Est pareillement suspect l’homme qui devient très vieux, et qui survit seul à sa génération. Comment a-t-il réussi à prolonger ainsi ses jours, tandis que tous ses contemporains ont disparu ? Si quelque malheur survient, les soupçons se porteront aussitôt sur lui. « Kiala, raconte Bentley, le chef du village, avait des parents à Mpete, à deux heures de distance ; l’un d’eux mourut. L’accusation d’avoir causé sa mort par sorcellerie tomba sur un vieillard de Mpete. Kiala et les siens insistèrent pour qu’il bût le nkasa. Aucun devin ne l’avait dénoncé : il n’y avait pas eu d’opération le désignant.

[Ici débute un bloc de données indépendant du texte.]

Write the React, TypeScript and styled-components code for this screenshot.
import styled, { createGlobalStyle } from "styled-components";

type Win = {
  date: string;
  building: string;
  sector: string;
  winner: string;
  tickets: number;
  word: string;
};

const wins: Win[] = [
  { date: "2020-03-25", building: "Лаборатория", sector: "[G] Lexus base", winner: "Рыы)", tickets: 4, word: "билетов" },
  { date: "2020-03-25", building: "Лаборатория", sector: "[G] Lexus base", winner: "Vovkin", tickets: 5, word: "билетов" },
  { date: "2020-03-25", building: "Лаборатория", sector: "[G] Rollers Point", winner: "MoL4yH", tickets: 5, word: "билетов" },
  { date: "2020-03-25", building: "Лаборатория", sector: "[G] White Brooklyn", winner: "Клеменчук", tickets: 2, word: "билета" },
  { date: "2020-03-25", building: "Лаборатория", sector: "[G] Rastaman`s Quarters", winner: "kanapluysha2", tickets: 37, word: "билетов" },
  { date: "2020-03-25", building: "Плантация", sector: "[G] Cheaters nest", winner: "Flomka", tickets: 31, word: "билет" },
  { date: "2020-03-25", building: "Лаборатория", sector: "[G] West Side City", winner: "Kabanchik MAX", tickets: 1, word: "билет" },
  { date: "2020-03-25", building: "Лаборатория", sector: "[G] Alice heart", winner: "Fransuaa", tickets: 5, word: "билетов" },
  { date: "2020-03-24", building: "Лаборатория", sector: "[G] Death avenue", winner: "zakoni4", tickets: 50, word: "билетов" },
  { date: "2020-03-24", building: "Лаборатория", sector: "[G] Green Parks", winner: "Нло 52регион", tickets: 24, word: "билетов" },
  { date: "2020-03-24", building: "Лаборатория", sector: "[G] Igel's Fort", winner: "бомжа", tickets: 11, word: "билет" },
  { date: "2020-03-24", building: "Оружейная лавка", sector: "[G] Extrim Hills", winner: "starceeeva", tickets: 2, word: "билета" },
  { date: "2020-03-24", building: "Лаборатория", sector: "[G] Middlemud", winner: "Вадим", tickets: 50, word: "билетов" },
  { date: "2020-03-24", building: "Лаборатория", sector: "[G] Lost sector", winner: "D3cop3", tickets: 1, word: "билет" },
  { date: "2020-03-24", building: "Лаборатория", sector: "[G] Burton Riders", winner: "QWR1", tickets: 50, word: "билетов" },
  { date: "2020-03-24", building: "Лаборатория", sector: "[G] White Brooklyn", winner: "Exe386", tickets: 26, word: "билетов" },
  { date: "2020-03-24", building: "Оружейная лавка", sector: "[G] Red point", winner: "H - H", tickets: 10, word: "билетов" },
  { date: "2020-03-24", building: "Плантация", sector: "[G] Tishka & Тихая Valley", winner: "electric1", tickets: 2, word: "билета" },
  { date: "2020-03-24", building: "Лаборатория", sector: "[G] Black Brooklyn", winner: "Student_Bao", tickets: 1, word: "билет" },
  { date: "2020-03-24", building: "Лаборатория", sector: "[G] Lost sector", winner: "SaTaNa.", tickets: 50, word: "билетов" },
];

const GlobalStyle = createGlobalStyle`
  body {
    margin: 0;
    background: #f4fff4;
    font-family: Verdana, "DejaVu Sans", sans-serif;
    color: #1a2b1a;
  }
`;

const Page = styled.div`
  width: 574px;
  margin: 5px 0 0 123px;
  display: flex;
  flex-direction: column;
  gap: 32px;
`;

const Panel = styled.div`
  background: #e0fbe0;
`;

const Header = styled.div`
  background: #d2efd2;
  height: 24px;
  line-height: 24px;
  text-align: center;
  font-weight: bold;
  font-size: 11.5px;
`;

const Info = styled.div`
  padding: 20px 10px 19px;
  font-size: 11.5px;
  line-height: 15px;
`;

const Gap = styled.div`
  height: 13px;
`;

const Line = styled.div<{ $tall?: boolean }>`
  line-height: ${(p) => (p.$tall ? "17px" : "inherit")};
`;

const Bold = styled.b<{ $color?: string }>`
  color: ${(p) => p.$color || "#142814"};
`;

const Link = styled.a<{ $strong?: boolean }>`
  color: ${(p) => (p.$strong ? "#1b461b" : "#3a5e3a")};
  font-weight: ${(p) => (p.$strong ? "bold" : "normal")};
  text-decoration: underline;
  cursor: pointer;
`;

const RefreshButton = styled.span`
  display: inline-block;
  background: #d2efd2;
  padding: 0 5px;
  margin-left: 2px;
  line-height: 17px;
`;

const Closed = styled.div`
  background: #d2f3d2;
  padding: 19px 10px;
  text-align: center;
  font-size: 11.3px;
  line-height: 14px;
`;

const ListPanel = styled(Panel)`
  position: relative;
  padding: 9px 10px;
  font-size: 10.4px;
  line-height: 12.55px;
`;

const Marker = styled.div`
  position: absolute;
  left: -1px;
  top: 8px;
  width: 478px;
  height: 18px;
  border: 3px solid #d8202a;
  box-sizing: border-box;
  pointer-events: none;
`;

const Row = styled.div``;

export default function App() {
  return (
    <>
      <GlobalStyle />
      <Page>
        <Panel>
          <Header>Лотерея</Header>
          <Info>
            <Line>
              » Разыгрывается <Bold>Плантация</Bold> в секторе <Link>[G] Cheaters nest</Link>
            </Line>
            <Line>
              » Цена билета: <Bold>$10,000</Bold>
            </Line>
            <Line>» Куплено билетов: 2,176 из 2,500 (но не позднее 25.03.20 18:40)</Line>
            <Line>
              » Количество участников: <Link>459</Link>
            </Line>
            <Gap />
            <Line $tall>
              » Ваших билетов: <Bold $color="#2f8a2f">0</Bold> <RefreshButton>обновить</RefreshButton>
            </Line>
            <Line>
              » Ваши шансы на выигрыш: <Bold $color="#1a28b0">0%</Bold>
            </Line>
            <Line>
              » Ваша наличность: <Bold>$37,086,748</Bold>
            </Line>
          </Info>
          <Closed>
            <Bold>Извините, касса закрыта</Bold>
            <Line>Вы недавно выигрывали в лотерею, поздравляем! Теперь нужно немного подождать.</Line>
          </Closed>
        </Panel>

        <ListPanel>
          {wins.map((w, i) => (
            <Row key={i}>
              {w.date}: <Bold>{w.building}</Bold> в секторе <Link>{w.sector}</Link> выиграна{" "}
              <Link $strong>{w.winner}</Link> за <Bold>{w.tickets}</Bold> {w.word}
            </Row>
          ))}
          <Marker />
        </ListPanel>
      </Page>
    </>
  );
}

Mais ce vieillard avait survécu à tous ceux de sa génération et les gens disaient qu’il avait survécu parce qu’il avait causé leur mort à tous : il était le sorcier, donc, naturellement, il survivait ! Nous avertîmes Kiala et, par crainte du gouvernement, il n’osa pas laisser les choses suivre leur cours habituel. Il se résolut donc à mettre à mort ce vieillard, sans prendre la responsabilité de le tuer. Une nuit de lune, il arriva à Mpete avec une petite troupe, se saisit du vieillard dans sa case et l’enchaîna. On creusa un trou devant la case, on y mit le vieillard, et on l’enterra vivant. S’il y mourait, ce serait son affaire ; personne ne l’aurait tué[1]. »

(M. P., page 463.)

Les ordalies.

L’histoire du moyen âge nous a rendu familières les épreuves, apparentées de près à la divination, que l’on appelle jugements de Dieu, ou ordalies. L’antiquité grecque,

  1. W. H. Bentley, Pioneering on the Congo, II, p. 335-336.